What to Charge — And When to Raise It
This is where most developers undersell badly. They see ADPList’s volunteer culture and anchor too low.
Real data from dev mentors actively booking in 2026:
| Experience Level | Session Rate (60 min) | Monthly Range (2-4 sessions/week) |
|---|---|---|
| 2–4 years | $40–$65 | $320–$1,040 |
| 5–8 years | $75–$120 | $600–$1,920 |
| 8+ years / specialized (ML, infra, fintech) | $120–$200 | $960–$3,200 |
Niche matters more than raw years. A backend dev with 4 years of experience and deep Kubernetes expertise can charge $90–$110/session. A generalist with 8 years who says they “help with anything” gets stuck at $50.
The boring middle: After your first 5–10 paid sessions, the calendar doesn’t fill itself. You’re looking at consistent low-level promotion — 1–2 LinkedIn posts per week, answering questions in communities like Dev.to, Hashnode, or Discord servers. It’s not passive. It’s a small but real time tax of 2–4 hours/week beyond the sessions themselves.
Raise your rates every 10 reviews or every 3 months, whichever comes first. Seriously.

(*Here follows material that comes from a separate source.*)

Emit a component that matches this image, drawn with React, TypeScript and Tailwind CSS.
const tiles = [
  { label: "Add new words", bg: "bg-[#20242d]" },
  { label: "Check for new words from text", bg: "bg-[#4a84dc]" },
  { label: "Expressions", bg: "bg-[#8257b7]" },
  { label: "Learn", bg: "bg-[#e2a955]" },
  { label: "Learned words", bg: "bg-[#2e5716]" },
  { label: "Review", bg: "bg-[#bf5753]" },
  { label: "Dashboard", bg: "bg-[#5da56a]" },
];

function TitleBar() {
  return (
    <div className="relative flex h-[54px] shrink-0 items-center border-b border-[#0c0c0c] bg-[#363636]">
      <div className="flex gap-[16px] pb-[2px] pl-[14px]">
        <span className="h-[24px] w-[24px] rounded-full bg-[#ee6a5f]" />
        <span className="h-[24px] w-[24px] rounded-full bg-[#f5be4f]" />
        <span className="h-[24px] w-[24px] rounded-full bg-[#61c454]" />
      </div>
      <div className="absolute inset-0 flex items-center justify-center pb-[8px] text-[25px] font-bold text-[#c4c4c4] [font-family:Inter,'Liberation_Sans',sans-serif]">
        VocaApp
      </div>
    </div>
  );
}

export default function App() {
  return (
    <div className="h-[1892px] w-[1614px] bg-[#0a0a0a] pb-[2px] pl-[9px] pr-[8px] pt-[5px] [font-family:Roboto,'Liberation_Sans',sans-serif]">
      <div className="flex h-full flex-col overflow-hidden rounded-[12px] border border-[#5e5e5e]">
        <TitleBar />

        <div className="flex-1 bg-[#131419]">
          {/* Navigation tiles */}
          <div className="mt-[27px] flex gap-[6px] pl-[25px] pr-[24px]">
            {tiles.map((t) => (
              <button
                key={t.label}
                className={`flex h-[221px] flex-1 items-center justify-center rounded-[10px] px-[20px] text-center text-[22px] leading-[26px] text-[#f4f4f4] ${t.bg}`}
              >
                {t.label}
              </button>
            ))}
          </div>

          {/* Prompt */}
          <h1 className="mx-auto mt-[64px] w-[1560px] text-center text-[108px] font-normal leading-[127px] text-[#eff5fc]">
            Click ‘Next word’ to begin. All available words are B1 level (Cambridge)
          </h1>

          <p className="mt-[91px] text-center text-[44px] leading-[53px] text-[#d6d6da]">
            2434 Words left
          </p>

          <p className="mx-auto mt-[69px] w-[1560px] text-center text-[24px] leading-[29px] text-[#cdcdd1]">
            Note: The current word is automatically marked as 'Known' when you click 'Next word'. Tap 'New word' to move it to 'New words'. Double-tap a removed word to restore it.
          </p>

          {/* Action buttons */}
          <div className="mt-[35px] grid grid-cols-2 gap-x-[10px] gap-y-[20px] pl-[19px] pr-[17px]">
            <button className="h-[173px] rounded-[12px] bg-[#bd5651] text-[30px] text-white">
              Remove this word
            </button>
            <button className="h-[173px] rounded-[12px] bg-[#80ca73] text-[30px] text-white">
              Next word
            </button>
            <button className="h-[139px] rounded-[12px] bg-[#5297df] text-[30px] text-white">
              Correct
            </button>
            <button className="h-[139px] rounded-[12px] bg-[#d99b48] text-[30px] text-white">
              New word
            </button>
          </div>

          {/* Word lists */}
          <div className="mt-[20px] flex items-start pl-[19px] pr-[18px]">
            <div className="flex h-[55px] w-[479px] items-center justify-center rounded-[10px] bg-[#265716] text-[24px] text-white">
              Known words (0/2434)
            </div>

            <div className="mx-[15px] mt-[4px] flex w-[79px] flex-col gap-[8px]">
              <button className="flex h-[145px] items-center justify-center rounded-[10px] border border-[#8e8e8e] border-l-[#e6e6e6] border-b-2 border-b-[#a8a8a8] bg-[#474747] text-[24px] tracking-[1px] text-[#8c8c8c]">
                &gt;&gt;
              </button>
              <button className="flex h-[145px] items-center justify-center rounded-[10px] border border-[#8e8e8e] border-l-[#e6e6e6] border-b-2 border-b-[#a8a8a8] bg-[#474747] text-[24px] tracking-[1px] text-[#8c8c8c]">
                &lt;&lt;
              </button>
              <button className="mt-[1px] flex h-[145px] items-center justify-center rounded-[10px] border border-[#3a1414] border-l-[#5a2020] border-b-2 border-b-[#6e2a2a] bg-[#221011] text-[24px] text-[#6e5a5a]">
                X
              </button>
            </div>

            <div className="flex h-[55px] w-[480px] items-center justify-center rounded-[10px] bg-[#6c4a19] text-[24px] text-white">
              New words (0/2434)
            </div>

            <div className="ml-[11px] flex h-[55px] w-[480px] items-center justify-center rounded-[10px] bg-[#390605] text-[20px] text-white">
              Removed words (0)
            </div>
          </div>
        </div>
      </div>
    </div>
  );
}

If you’re booked out 2+ weeks, you’re underpriced.
Content Is the Real Booking Engine
Developers who hit $1,500+/month consistently aren’t relying on ADPList’s internal discovery alone. They’ve got content working for them.
The playbook that actually works:
Short-form content on LinkedIn or Twitter/X — Post what you cover in sessions. “I reviewed 12 junior dev portfolios this month. Here’s the single mistake in 10 of them.” That kind of post converts readers into bookings. Takes 20–30 minutes to write. A solid post can drive 5–15 profile visits.
A focused niche landing page — Doesn’t need to be fancy. A single-page site (built on Carrd for $19/year or Notion made public) that says what you help with, who you help, and links to your booking calendar. This is what you link in your bio. ADPList’s profile alone doesn’t convert as well as having your own page where you control the pitch.
YouTube or Loom recordings — Record a 10-minute walkthrough of something you do in sessions. Code review process, how to read a system design diagram, negotiating your first senior offer. Post it, link back to your booking page in the description. This is slow — expect 2–6 months before it drives meaningful traffic. But it compounds.
The honest comparison: active session income (time-for-money) pays you now. Content is a 3–6 month investment before it returns anything real. Most developers quit content too early because week 6 feels the same as week 1.
Don’t quit. Weeks 12–16 are where it starts clicking.
The Costs and Gotchas Nobody Mentions
Before you project $2,000/month in your spreadsheet, here’s what eats into it:
- ADPList Pro platform cut: 15–20% per session
- Stripe fees: ~2.9% + $0.30 per transaction if you go direct
- Cal.com paid plan (if you want advanced routing): $12–$24/month
- Your time setting up: Profile, landing page, first 5 trial sessions — budget 8–12 hours upfront before you see a dollar
- Flaky bookings: No-shows happen. Charge a cancellation policy (24hr notice minimum). ADPList Pro enforces this; direct bookings need your own policy language in your Cal.com settings.
Net reality: at $100/session with ADPList Pro, you’re clearing ~$80–$85 after fees. At $100/session direct via Stripe, you’re clearing ~$97. The difference adds up fast once you’re at 15–20 sessions/month.
Time to first paid booking: 4–8 weeks if you’re actively promoting. Less if you already have an audience. More if you’re starting cold with zero followers.
Next Step
Go to adplist.org/become-a-mentor right now and complete your mentor profile — this takes about 25 minutes. Fill in your specialization with something specific (not “full-stack developer” — try “backend developer specializing in distributed systems and API design for early-stage SaaS”). Set your availability to at least 4 slots over the next 2 weeks and turn on ADPList Pro to enable paid sessions. Once your profile is live, write one LinkedIn post describing a specific problem you regularly help developers solve, and link your ADPList profile in the first comment.
That post is what converts a profile into a first paid booking.